* [DATA]:
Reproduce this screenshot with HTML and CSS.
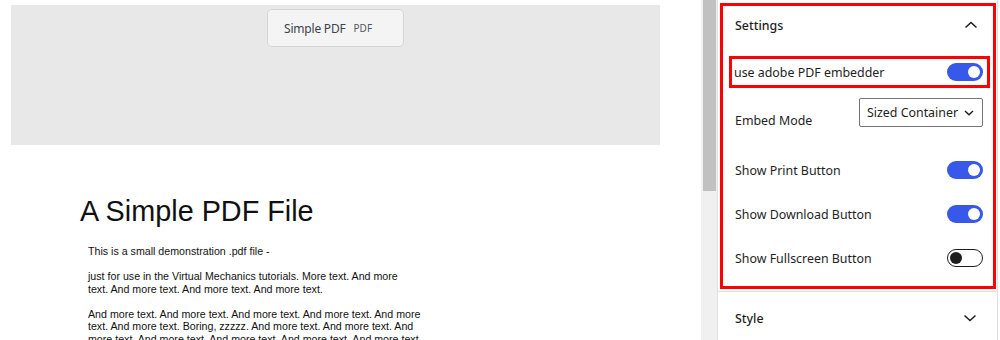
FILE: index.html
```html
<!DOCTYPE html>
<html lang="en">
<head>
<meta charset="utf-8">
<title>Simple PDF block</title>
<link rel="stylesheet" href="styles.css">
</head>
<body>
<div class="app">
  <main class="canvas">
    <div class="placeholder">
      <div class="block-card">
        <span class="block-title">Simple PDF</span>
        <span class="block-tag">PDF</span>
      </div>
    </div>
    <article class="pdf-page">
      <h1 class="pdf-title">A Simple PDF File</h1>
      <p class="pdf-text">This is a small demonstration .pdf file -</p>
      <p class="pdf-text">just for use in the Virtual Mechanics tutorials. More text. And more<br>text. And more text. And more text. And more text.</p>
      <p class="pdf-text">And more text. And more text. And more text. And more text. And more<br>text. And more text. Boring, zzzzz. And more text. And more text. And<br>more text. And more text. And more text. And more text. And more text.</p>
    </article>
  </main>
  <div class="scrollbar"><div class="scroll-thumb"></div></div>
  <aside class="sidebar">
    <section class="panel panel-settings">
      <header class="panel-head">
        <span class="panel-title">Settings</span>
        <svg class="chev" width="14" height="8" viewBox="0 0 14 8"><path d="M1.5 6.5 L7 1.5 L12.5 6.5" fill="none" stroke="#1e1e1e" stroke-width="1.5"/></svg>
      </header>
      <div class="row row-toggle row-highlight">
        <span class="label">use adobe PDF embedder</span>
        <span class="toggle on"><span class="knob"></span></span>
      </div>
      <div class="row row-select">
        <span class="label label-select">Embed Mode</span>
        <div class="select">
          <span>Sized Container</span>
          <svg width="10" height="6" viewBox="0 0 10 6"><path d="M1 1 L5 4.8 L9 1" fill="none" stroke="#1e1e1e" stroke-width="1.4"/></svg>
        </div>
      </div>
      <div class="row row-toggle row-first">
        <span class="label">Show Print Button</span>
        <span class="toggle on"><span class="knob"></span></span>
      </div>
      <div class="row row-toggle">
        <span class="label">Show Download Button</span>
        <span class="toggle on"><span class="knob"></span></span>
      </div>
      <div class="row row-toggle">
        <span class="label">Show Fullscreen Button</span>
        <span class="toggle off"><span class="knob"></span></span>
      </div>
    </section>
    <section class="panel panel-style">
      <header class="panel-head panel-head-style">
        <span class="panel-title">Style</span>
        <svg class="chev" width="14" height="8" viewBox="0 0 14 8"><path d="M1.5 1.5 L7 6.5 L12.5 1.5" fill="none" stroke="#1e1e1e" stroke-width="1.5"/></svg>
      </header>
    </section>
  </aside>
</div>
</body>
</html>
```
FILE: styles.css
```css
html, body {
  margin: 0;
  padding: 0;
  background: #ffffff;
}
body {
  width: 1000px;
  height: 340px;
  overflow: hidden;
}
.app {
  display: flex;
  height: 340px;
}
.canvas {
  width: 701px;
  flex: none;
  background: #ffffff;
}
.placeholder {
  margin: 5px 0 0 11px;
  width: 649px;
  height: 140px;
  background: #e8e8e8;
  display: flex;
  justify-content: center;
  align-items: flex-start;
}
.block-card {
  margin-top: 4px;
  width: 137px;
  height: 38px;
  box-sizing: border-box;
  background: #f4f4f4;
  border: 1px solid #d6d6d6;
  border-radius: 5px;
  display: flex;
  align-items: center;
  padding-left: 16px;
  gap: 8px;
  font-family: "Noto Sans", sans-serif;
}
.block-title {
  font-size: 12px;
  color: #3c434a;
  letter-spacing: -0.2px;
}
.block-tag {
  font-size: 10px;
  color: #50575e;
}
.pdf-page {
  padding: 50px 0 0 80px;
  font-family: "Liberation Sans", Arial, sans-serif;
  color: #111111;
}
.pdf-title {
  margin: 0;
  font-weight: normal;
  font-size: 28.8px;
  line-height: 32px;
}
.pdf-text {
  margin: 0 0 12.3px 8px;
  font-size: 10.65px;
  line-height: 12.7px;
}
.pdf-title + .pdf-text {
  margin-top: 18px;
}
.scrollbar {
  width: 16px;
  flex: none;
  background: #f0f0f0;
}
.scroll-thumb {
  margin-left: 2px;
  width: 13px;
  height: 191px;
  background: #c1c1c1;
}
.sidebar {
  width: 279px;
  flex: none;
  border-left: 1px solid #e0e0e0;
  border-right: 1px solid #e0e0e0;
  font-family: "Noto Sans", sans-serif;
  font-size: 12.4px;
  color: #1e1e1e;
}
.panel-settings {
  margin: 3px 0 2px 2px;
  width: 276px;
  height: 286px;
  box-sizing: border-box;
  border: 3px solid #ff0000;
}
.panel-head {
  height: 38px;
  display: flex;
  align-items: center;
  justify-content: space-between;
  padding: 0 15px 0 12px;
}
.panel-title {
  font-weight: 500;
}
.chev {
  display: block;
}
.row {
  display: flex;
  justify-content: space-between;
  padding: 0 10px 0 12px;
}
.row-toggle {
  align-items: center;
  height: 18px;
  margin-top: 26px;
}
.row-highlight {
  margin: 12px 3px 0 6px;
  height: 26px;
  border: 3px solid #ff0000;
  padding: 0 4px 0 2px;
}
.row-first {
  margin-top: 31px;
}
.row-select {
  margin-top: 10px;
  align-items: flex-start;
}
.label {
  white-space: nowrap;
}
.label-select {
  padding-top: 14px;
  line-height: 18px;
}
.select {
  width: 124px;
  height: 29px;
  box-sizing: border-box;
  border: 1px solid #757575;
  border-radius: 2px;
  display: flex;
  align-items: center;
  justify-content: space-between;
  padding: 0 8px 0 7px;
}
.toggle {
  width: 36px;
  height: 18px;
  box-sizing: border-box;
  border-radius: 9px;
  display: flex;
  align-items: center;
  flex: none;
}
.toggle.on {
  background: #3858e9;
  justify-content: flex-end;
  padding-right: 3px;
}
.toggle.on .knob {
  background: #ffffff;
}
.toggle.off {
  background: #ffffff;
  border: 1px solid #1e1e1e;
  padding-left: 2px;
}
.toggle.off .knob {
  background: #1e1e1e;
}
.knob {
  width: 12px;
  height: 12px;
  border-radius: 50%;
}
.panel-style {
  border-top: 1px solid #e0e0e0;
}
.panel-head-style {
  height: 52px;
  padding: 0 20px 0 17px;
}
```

* [WRITTEN REQUEST]: Write out each line of the data exactly; the images should be left out.

* [ANSWER FOR THIS EXERCISE]:
Reproduce this screenshot with HTML and CSS.
FILE: index.html
```html
<!DOCTYPE html>
<html lang="en">
<head>
<meta charset="utf-8">
<title>Simple PDF block</title>
<link rel="stylesheet" href="styles.css">
</head>
<body>
<div class="app">
  <main class="canvas">
    <div class="placeholder">
      <div class="block-card">
        <span class="block-title">Simple PDF</span>
        <span class="block-tag">PDF</span>
      </div>
    </div>
    <article class="pdf-page">
      <h1 class="pdf-title">A Simple PDF File</h1>
      <p class="pdf-text">This is a small demonstration .pdf file -</p>
      <p class="pdf-text">just for use in the Virtual Mechanics tutorials. More text. And more<br>text. And more text. And more text. And more text.</p>
      <p class="pdf-text">And more text. And more text. And more text. And more text. And more<br>text. And more text. Boring, zzzzz. And more text. And more text. And<br>more text. And more text. And more text. And more text. And more text.</p>
    </article>
  </main>
  <div class="scrollbar"><div class="scroll-thumb"></div></div>
  <aside class="sidebar">
    <section class="panel panel-settings">
      <header class="panel-head">
        <span class="panel-title">Settings</span>
        <svg class="chev" width="14" height="8" viewBox="0 0 14 8"><path d="M1.5 6.5 L7 1.5 L12.5 6.5" fill="none" stroke="#1e1e1e" stroke-width="1.5"/></svg>
      </header>
      <div class="row row-toggle row-highlight">
        <span class="label">use adobe PDF embedder</span>
        <span class="toggle on"><span class="knob"></span></span>
      </div>
      <div class="row row-select">
        <span class="label label-select">Embed Mode</span>
        <div class="select">
          <span>Sized Container</span>
          <svg width="10" height="6" viewBox="0 0 10 6"><path d="M1 1 L5 4.8 L9 1" fill="none" stroke="#1e1e1e" stroke-width="1.4"/></svg>
        </div>
      </div>
      <div class="row row-toggle row-first">
        <span class="label">Show Print Button</span>
        <span class="toggle on"><span class="knob"></span></span>
      </div>
      <div class="row row-toggle">
        <span class="label">Show Download Button</span>
        <span class="toggle on"><span class="knob"></span></span>
      </div>
      <div class="row row-toggle">
        <span class="label">Show Fullscreen Button</span>
        <span class="toggle off"><span class="knob"></span></span>
      </div>
    </section>
    <section class="panel panel-style">
      <header class="panel-head panel-head-style">
        <span class="panel-title">Style</span>
        <svg class="chev" width="14" height="8" viewBox="0 0 14 8"><path d="M1.5 1.5 L7 6.5 L12.5 1.5" fill="none" stroke="#1e1e1e" stroke-width="1.5"/></svg>
      </header>
    </section>
  </aside>
</div>
</body>
</html>
```
FILE: styles.css
```css
html, body {
  margin: 0;
  padding: 0;
  background: #ffffff;
}
body {
  width: 1000px;
  height: 340px;
  overflow: hidden;
}
.app {
  display: flex;
  height: 340px;
}
.canvas {
  width: 701px;
  flex: none;
  background: #ffffff;
}
.placeholder {
  margin: 5px 0 0 11px;
  width: 649px;
  height: 140px;
  background: #e8e8e8;
  display: flex;
  justify-content: center;
  align-items: flex-start;
}
.block-card {
  margin-top: 4px;
  width: 137px;
  height: 38px;
  box-sizing: border-box;
  background: #f4f4f4;
  border: 1px solid #d6d6d6;
  border-radius: 5px;
  display: flex;
  align-items: center;
  padding-left: 16px;
  gap: 8px;
  font-family: "Noto Sans", sans-serif;
}
.block-title {
  font-size: 12px;
  color: #3c434a;
  letter-spacing: -0.2px;
}
.block-tag {
  font-size: 10px;
  color: #50575e;
}
.pdf-page {
  padding: 50px 0 0 80px;
  font-family: "Liberation Sans", Arial, sans-serif;
  color: #111111;
}
.pdf-title {
  margin: 0;
  font-weight: normal;
  font-size: 28.8px;
  line-height: 32px;
}
.pdf-text {
  margin: 0 0 12.3px 8px;
  font-size: 10.65px;
  line-height: 12.7px;
}
.pdf-title + .pdf-text {
  margin-top: 18px;
}
.scrollbar {
  width: 16px;
  flex: none;
  background: #f0f0f0;
}
.scroll-thumb {
  margin-left: 2px;
  width: 13px;
  height: 191px;
  background: #c1c1c1;
}
.sidebar {
  width: 279px;
  flex: none;
  border-left: 1px solid #e0e0e0;
  border-right: 1px solid #e0e0e0;
  font-family: "Noto Sans", sans-serif;
  font-size: 12.4px;
  color: #1e1e1e;
}
.panel-settings {
  margin: 3px 0 2px 2px;
  width: 276px;
  height: 286px;
  box-sizing: border-box;
  border: 3px solid #ff0000;
}
.panel-head {
  height: 38px;
  display: flex;
  align-items: center;
  justify-content: space-between;
  padding: 0 15px 0 12px;
}
.panel-title {
  font-weight: 500;
}
.chev {
  display: block;
}
.row {
  display: flex;
  justify-content: space-between;
  padding: 0 10px 0 12px;
}
.row-toggle {
  align-items: center;
  height: 18px;
  margin-top: 26px;
}
.row-highlight {
  margin: 12px 3px 0 6px;
  height: 26px;
  border: 3px solid #ff0000;
  padding: 0 4px 0 2px;
}
.row-first {
  margin-top: 31px;
}
.row-select {
  margin-top: 10px;
  align-items: flex-start;
}
.label {
  white-space: nowrap;
}
.label-select {
  padding-top: 14px;
  line-height: 18px;
}
.select {
  width: 124px;
  height: 29px;
  box-sizing: border-box;
  border: 1px solid #757575;
  border-radius: 2px;
  display: flex;
  align-items: center;
  justify-content: space-between;
  padding: 0 8px 0 7px;
}
.toggle {
  width: 36px;
  height: 18px;
  box-sizing: border-box;
  border-radius: 9px;
  display: flex;
  align-items: center;
  flex: none;
}
.toggle.on {
  background: #3858e9;
  justify-content: flex-end;
  padding-right: 3px;
}
.toggle.on .knob {
  background: #ffffff;
}
.toggle.off {
  background: #ffffff;
  border: 1px solid #1e1e1e;
  padding-left: 2px;
}
.toggle.off .knob {
  background: #1e1e1e;
}
.knob {
  width: 12px;
  height: 12px;
  border-radius: 50%;
}
.panel-style {
  border-top: 1px solid #e0e0e0;
}
.panel-head-style {
  height: 52px;
  padding: 0 20px 0 17px;
}
```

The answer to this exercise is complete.